_WRITTEN EXERCISE_.
Collect the lines of the entries where "screenshot" shows up.

........

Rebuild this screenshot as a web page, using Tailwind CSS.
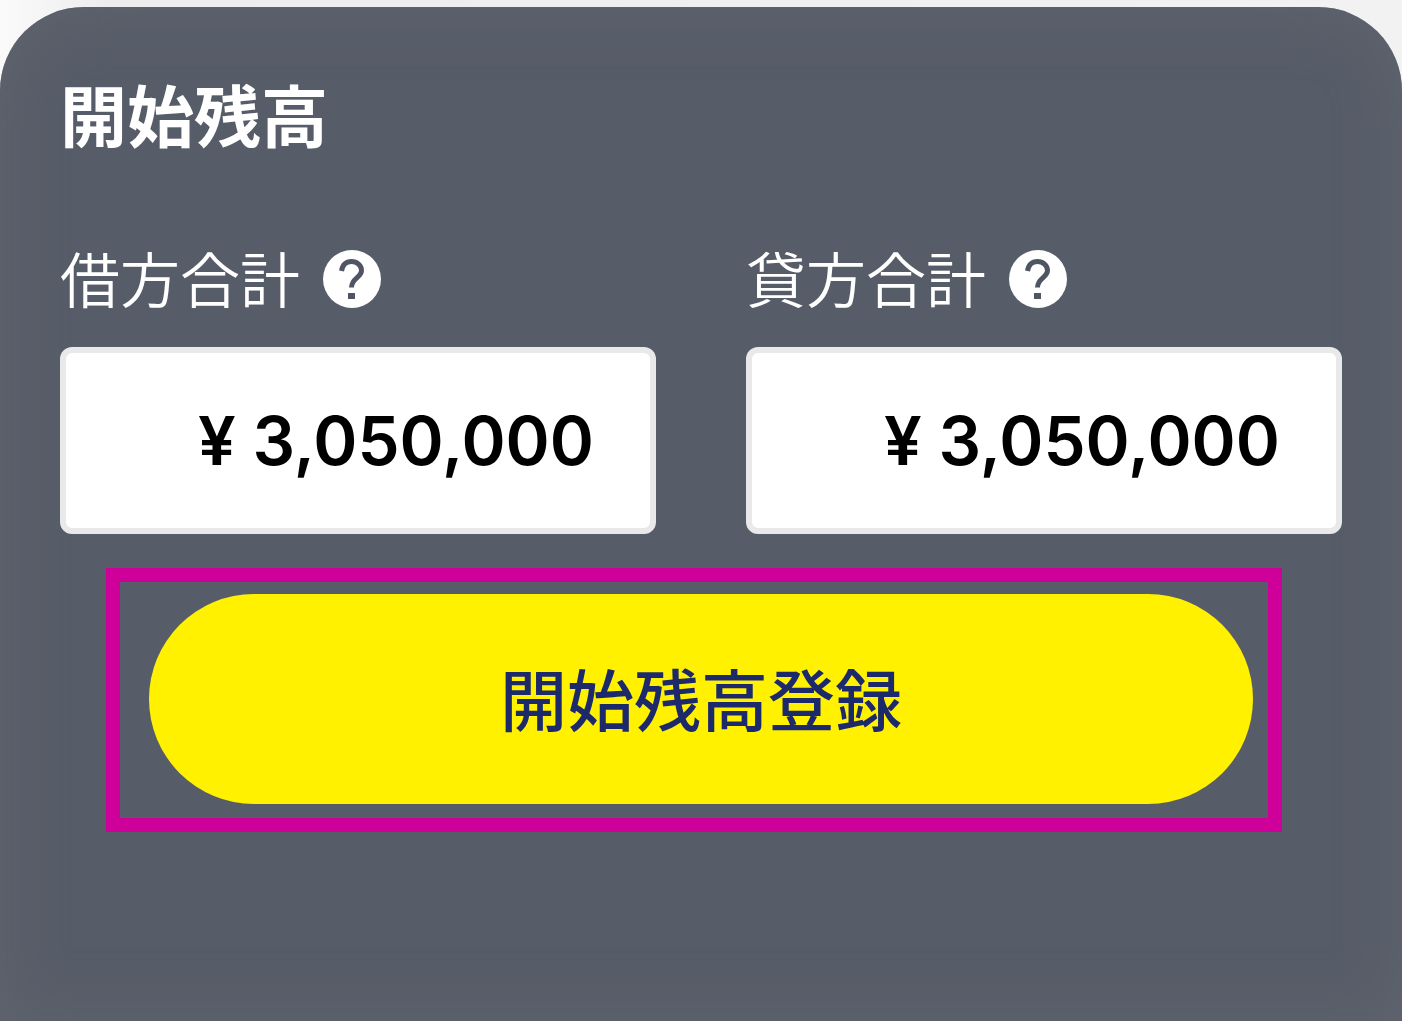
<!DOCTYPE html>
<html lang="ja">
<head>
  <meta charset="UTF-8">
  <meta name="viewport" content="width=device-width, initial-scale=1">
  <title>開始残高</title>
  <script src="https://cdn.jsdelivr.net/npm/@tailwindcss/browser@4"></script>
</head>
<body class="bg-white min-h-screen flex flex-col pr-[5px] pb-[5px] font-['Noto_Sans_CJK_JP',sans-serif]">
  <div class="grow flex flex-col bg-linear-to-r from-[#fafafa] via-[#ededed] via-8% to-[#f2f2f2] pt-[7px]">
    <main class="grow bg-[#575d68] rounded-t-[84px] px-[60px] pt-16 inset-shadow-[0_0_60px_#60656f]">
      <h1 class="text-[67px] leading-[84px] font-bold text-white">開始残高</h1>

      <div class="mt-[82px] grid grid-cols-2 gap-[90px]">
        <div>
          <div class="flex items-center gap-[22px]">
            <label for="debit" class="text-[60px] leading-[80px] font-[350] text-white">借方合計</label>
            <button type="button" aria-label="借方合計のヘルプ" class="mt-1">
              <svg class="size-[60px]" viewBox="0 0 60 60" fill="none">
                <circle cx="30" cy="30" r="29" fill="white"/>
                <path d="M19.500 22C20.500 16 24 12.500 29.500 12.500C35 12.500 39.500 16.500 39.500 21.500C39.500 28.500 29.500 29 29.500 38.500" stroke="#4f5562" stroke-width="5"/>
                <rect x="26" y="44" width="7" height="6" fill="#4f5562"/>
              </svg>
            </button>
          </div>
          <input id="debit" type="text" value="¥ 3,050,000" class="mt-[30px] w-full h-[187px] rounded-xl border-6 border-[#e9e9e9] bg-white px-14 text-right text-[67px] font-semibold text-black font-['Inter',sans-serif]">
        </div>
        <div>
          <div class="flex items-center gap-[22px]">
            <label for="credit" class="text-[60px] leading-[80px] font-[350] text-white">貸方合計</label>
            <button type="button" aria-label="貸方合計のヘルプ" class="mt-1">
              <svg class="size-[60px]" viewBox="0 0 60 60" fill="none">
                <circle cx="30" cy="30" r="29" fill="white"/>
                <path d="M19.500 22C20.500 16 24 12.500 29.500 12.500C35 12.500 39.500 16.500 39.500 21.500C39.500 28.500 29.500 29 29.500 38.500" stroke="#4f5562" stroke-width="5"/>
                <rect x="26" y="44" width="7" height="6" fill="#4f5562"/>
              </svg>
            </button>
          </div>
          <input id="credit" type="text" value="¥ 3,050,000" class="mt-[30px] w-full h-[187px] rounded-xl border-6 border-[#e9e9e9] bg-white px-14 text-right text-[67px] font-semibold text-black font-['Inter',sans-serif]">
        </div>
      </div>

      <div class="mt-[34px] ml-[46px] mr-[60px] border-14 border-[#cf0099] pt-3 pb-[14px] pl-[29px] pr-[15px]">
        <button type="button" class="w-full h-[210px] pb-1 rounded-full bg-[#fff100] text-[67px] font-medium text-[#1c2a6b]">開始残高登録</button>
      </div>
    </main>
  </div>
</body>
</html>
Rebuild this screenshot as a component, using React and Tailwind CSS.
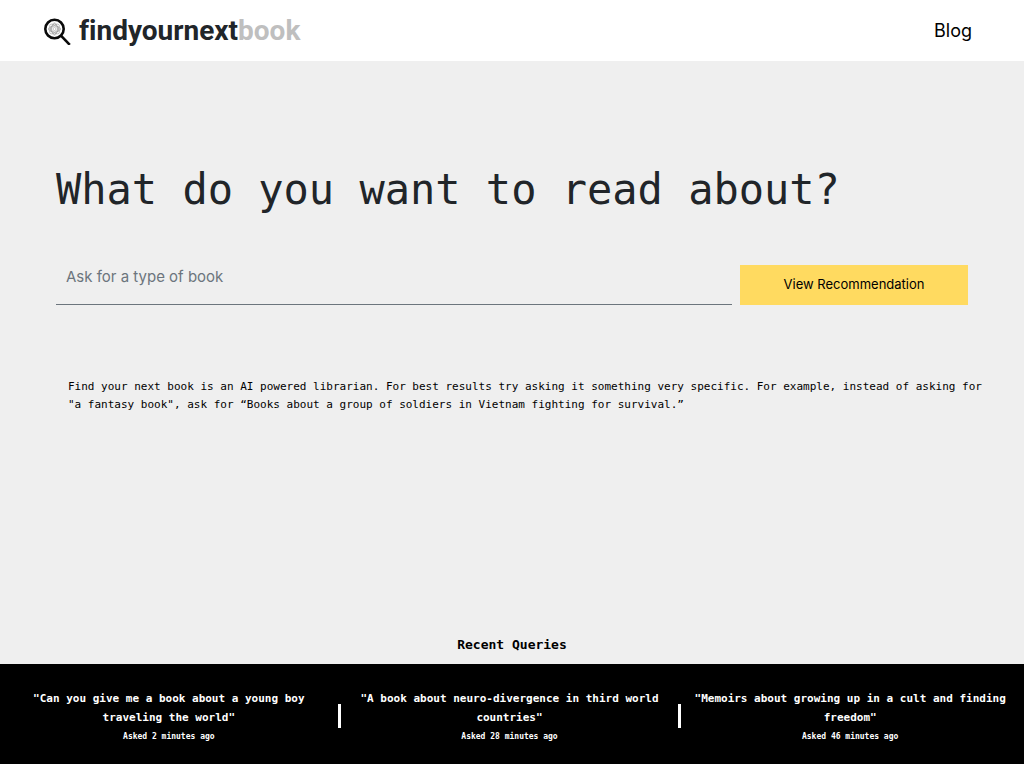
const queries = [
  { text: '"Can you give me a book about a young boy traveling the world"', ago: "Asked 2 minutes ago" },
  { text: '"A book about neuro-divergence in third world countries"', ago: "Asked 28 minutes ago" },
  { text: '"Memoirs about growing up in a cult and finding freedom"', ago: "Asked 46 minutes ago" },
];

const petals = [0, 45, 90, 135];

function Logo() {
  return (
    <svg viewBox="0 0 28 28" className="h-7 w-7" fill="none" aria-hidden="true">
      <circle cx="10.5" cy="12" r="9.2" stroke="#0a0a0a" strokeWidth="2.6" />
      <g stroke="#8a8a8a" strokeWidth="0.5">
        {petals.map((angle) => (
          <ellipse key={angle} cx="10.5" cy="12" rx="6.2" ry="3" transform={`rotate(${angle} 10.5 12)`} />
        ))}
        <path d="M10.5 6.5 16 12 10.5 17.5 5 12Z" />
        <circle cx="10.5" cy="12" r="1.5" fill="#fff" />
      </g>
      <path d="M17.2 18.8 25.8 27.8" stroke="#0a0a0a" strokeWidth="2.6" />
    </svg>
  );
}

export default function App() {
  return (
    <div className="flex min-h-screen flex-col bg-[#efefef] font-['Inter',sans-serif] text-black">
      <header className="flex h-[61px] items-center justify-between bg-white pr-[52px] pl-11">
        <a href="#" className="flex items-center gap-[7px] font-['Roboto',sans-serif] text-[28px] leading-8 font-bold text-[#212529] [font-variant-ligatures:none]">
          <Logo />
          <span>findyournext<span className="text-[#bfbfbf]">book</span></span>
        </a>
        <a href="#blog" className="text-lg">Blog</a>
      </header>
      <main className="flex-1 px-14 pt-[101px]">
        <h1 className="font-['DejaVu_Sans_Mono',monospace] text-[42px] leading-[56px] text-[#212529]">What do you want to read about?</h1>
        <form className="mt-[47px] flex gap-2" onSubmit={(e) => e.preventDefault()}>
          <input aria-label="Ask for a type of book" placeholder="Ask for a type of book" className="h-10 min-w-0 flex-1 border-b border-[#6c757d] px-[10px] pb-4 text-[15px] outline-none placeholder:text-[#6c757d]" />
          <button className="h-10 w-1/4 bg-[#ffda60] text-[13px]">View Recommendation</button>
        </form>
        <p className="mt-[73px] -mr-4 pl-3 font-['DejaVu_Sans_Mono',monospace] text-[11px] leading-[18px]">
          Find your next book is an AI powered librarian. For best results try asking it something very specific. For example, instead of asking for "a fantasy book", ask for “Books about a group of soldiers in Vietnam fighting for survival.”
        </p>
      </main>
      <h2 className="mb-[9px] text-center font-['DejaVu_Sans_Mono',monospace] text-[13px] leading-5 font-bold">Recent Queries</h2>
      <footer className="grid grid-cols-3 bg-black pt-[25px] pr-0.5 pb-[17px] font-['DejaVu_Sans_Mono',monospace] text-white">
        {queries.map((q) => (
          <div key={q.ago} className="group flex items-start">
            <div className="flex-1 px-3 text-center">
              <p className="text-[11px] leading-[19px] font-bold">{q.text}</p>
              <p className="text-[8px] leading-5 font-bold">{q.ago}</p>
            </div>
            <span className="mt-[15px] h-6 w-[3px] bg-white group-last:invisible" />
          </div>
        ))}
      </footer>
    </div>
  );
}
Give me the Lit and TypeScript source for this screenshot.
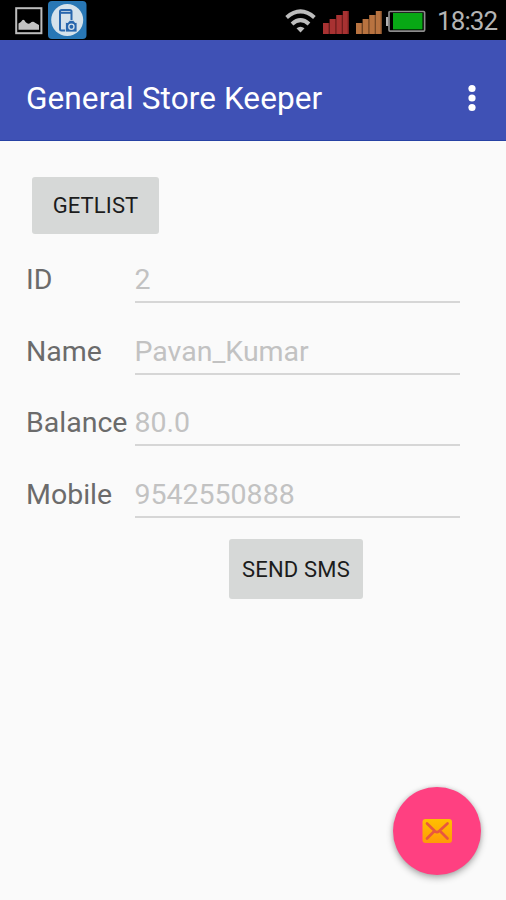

........

_RESULT FOR THIS TASK_.
Rebuild this screenshot as a web page, using Tailwind CSS.
Rebuild this screenshot as a component, using React and Tailwind CSS.
Give me the Lit and TypeScript source for this screenshot.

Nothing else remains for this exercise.